The soundtrack rips right out of the ’80s. The sound design runs par for the Spielberg course. That car race sequence? Oh, my goodness. Different engines roar, tires screech, dinosaurs roar, giant gorillas chuff. It was a smorgasbord of direct audio editing and mixing. I had a faint eargasm.

My complaints? A love story that, while still earned, feels a little on-the-nose. But this is Spielberg we’re talking about. When he makes good movies it’s because he wears his heart on his sleeve. This is Spielberg filmmaking in his top form. Now a new generation can have a property to latch on to. In other people’s hands, the material would’ve sunk everyone involved. In Spielberg’s hands, we move quickly past the culture nostalgia and straight into the plot. Not once does a reference feel pointed or silly. They‘re part and parcel of the world of the OASIS. There are so many references in it too that I don’t doubt the IMDb page is struggling to keep up.

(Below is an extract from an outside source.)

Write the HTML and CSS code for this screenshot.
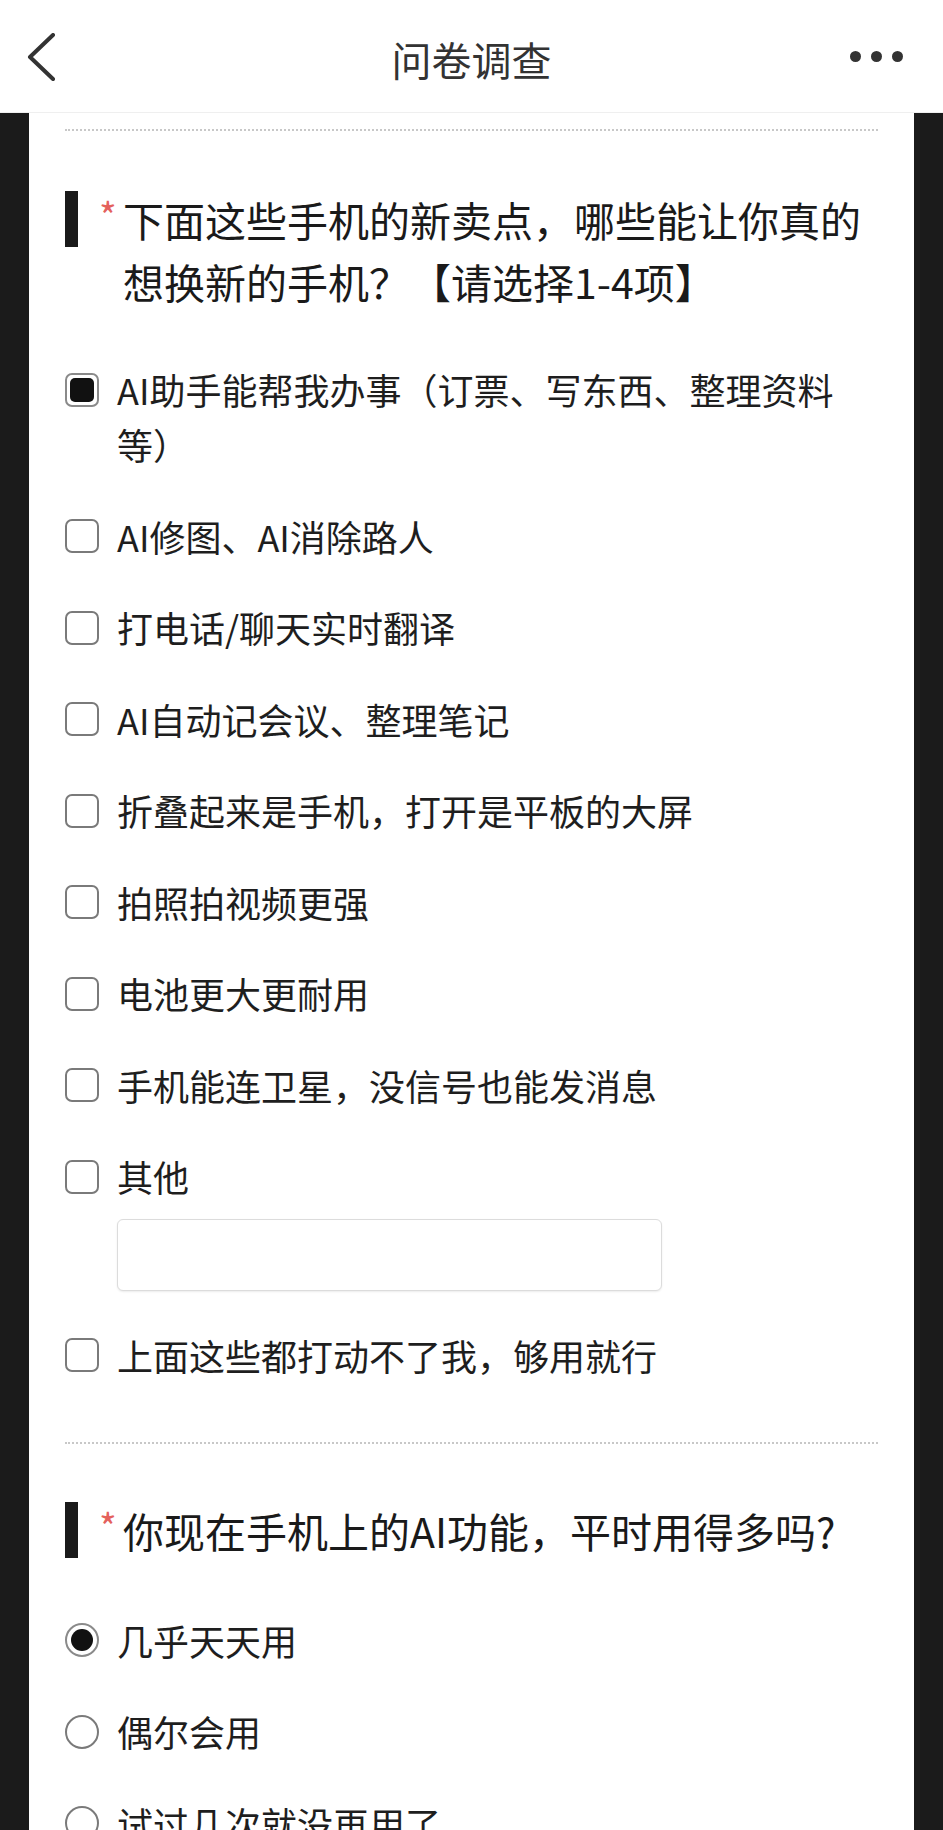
FILE: index.html
```html
<!DOCTYPE html>
<html lang="zh-CN">
<head>
<meta charset="utf-8">
<title>问卷调查</title>
<link rel="stylesheet" href="styles.css">
</head>
<body>
<header class="topbar">
  <div class="left">
    <svg class="back" width="30" height="48" viewBox="0 0 30 48"><polyline points="26,2 3,24 26,46" fill="none" stroke="#333" stroke-width="4" stroke-linecap="round" stroke-linejoin="round"/></svg>
  </div>
  <h1 class="title">问卷调查</h1>
  <div class="right">
    <div class="more"><span></span><span></span><span></span></div>
  </div>
</header>
<main class="page">
  <div class="card">
    <section class="question">
      <div class="divider"></div>
      <div class="q-title"><span class="bar"></span><span class="star">*</span><span class="q-text">下面这些手机的新卖点，哪些能让你真的想换新的手机？【请选择1-4项】</span></div>
      <ul class="options">
        <li class="option"><span class="box checked"></span><span class="label">AI助手能帮我办事（订票、写东西、整理资料等）</span></li>
        <li class="option"><span class="box"></span><span class="label">AI修图、AI消除路人</span></li>
        <li class="option"><span class="box"></span><span class="label">打电话/聊天实时翻译</span></li>
        <li class="option"><span class="box"></span><span class="label">AI自动记会议、整理笔记</span></li>
        <li class="option"><span class="box"></span><span class="label">折叠起来是手机，打开是平板的大屏</span></li>
        <li class="option"><span class="box"></span><span class="label">拍照拍视频更强</span></li>
        <li class="option"><span class="box"></span><span class="label">电池更大更耐用</span></li>
        <li class="option"><span class="box"></span><span class="label">手机能连卫星，没信号也能发消息</span></li>
        <li class="option other">
          <div class="row"><span class="box"></span><span class="label">其他</span></div>
          <div class="input"></div>
        </li>
        <li class="option"><span class="box"></span><span class="label">上面这些都打动不了我，够用就行</span></li>
      </ul>
    </section>
    <section class="question second">
      <div class="divider"></div>
      <div class="q-title"><span class="bar"></span><span class="star">*</span><span class="q-text">你现在手机上的AI功能，平时用得多吗?</span></div>
      <ul class="options">
        <li class="option"><span class="radio checked"></span><span class="label">几乎天天用</span></li>
        <li class="option"><span class="radio"></span><span class="label">偶尔会用</span></li>
        <li class="option"><span class="radio"></span><span class="label">试过几次就没再用了</span></li>
      </ul>
    </section>
  </div>
</main>
</body>
</html>
```
FILE: styles.css
```css
html, body {
  margin: 0;
  padding: 0;
}
body {
  background: #1b1b1b;
  font-family: "Noto Sans CJK SC", "Noto Sans", sans-serif;
  color: #1e1e1e;
  width: 943px;
  min-height: 1830px;
  overflow: hidden;
}
.topbar {
  height: 112px;
  background: #fff;
  border-bottom: 1px solid #efefef;
  display: grid;
  grid-template-columns: 1fr auto 1fr;
  align-items: center;
}
.left {
  padding-left: 27px;
  display: flex;
  align-items: center;
  padding-top: 2px;
}
.back {
  display: block;
}
.title {
  margin: 0;
  font-size: 40px;
  font-weight: 400;
  color: #333;
  line-height: 1;
  padding-top: 6px;
}
.right {
  display: flex;
  justify-content: flex-end;
  padding-right: 40px;
}
.more {
  display: flex;
  gap: 10px;
}
.more span {
  width: 11px;
  height: 11px;
  border-radius: 50%;
  background: #333;
}
.page {
  padding: 0 29px;
}
.card {
  background: #fff;
  padding: 16px 36px 0 36px;
  min-height: 1717px;
}
.divider {
  height: 0;
  border-top: 2px dotted #c8c8c8;
}
.question.second .divider {
  margin-top: 59px;
}
.q-title {
  display: flex;
  align-items: flex-start;
  margin-top: 57px;
}
.question.second .q-title {
  margin-top: 55px;
}
.bar {
  flex: none;
  width: 13px;
  height: 56px;
  margin-top: 3px;
  margin-right: 21px;
  background: #1a1a1a;
}
.star {
  flex: none;
  width: 24px;
  font-size: 38px;
  line-height: 54px;
  color: #e4615c;
}
.q-text {
  flex: 1;
  font-size: 41px;
  line-height: 62px;
  color: #1a1a1a;
}
.options {
  list-style: none;
  margin: 50px 0 0 0;
  padding: 0;
  display: flex;
  flex-direction: column;
  gap: 36.5px;
}
.question.second .options {
  margin-top: 52px;
}
.option {
  display: flex;
  align-items: flex-start;
}
.option.other {
  flex-direction: column;
}
.row {
  display: flex;
  align-items: flex-start;
}
.box, .radio {
  flex: none;
  box-sizing: border-box;
  width: 34px;
  height: 34px;
  margin-top: 10.5px;
  border: 2px solid #7a7a7a;
  background: #fff;
  position: relative;
}
.box {
  border-radius: 7px;
}
.radio {
  border-radius: 50%;
}
.box.checked::after, .radio.checked::after {
  content: "";
  position: absolute;
  background: #111;
}
.box.checked::after {
  inset: 3px;
  border-radius: 5px;
}
.radio.checked::after {
  inset: 4px;
  border-radius: 50%;
}
.box.checked, .radio.checked {
  border-color: #8a8a8a;
}
.label {
  margin-left: 18px;
  font-size: 36px;
  line-height: 55px;
  color: #1e1e1e;
  max-width: 738px;
}
.input {
  margin-left: 52px;
  margin-top: 15px;
  width: 545px;
  height: 72px;
  box-sizing: border-box;
  border: 1px solid #dcdcdc;
  border-radius: 6px;
  box-shadow: 0 1px 2px rgba(0, 0, 0, 0.08);
  background: #fff;
}
```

It’s good to see my generation’s filmmaker is back at it after a recent couple of big-budget duds. His bona fides are all there and his status as an excellent filmmaker comes reaffirmed by this movie. It soars way above the book zigging when the book zagged and honing its message to answer the biggest narrative questions. A stellar cast. An incredible visual and aural production. I will definitely go see this twice. Do yourselves a favor and go see this in theaters. It’s the best way to see something this big and expansive and illuminating and exciting.